• _Dataset section_
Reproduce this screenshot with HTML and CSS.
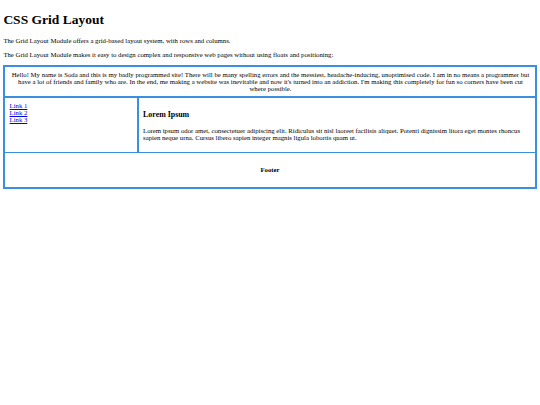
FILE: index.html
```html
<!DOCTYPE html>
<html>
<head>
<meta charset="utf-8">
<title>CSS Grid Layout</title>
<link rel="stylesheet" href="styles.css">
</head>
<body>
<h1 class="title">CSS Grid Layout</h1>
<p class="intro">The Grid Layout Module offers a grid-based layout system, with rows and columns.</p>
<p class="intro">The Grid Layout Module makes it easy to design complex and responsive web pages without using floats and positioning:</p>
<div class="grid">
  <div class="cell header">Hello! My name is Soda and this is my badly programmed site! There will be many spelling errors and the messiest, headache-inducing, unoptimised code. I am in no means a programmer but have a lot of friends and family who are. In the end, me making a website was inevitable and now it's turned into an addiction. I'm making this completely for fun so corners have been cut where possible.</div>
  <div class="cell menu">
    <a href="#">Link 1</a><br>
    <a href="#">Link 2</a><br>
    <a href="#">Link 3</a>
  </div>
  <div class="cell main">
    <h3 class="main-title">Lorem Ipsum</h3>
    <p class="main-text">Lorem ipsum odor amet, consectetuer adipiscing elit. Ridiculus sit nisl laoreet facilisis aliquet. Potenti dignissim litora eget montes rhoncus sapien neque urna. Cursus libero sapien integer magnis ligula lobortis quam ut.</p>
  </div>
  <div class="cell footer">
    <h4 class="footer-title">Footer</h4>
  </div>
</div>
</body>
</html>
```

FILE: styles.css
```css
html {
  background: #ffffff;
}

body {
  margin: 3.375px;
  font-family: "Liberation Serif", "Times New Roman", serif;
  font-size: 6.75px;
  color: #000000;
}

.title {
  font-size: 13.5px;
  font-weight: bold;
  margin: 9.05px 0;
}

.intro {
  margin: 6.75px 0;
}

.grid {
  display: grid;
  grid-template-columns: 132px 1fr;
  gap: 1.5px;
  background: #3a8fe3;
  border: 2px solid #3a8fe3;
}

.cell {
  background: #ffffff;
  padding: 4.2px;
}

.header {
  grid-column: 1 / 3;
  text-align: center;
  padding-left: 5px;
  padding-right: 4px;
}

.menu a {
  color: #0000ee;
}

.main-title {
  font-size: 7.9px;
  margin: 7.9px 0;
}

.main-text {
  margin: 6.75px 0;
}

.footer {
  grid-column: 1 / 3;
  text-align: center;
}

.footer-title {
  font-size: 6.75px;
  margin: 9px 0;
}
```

• _What the exercise asks_
Write the listing out a second time exactly, dropping all images.

• _Worked solution_
Reproduce this screenshot with HTML and CSS.
FILE: index.html
```html
<!DOCTYPE html>
<html>
<head>
<meta charset="utf-8">
<title>CSS Grid Layout</title>
<link rel="stylesheet" href="styles.css">
</head>
<body>
<h1 class="title">CSS Grid Layout</h1>
<p class="intro">The Grid Layout Module offers a grid-based layout system, with rows and columns.</p>
<p class="intro">The Grid Layout Module makes it easy to design complex and responsive web pages without using floats and positioning:</p>
<div class="grid">
  <div class="cell header">Hello! My name is Soda and this is my badly programmed site! There will be many spelling errors and the messiest, headache-inducing, unoptimised code. I am in no means a programmer but have a lot of friends and family who are. In the end, me making a website was inevitable and now it's turned into an addiction. I'm making this completely for fun so corners have been cut where possible.</div>
  <div class="cell menu">
    <a href="#">Link 1</a><br>
    <a href="#">Link 2</a><br>
    <a href="#">Link 3</a>
  </div>
  <div class="cell main">
    <h3 class="main-title">Lorem Ipsum</h3>
    <p class="main-text">Lorem ipsum odor amet, consectetuer adipiscing elit. Ridiculus sit nisl laoreet facilisis aliquet. Potenti dignissim litora eget montes rhoncus sapien neque urna. Cursus libero sapien integer magnis ligula lobortis quam ut.</p>
  </div>
  <div class="cell footer">
    <h4 class="footer-title">Footer</h4>
  </div>
</div>
</body>
</html>
```

FILE: styles.css
```css
html {
  background: #ffffff;
}

body {
  margin: 3.375px;
  font-family: "Liberation Serif", "Times New Roman", serif;
  font-size: 6.75px;
  color: #000000;
}

.title {
  font-size: 13.5px;
  font-weight: bold;
  margin: 9.05px 0;
}

.intro {
  margin: 6.75px 0;
}

.grid {
  display: grid;
  grid-template-columns: 132px 1fr;
  gap: 1.5px;
  background: #3a8fe3;
  border: 2px solid #3a8fe3;
}

.cell {
  background: #ffffff;
  padding: 4.2px;
}

.header {
  grid-column: 1 / 3;
  text-align: center;
  padding-left: 5px;
  padding-right: 4px;
}

.menu a {
  color: #0000ee;
}

.main-title {
  font-size: 7.9px;
  margin: 7.9px 0;
}

.main-text {
  margin: 6.75px 0;
}

.footer {
  grid-column: 1 / 3;
  text-align: center;
}

.footer-title {
  font-size: 6.75px;
  margin: 9px 0;
}
```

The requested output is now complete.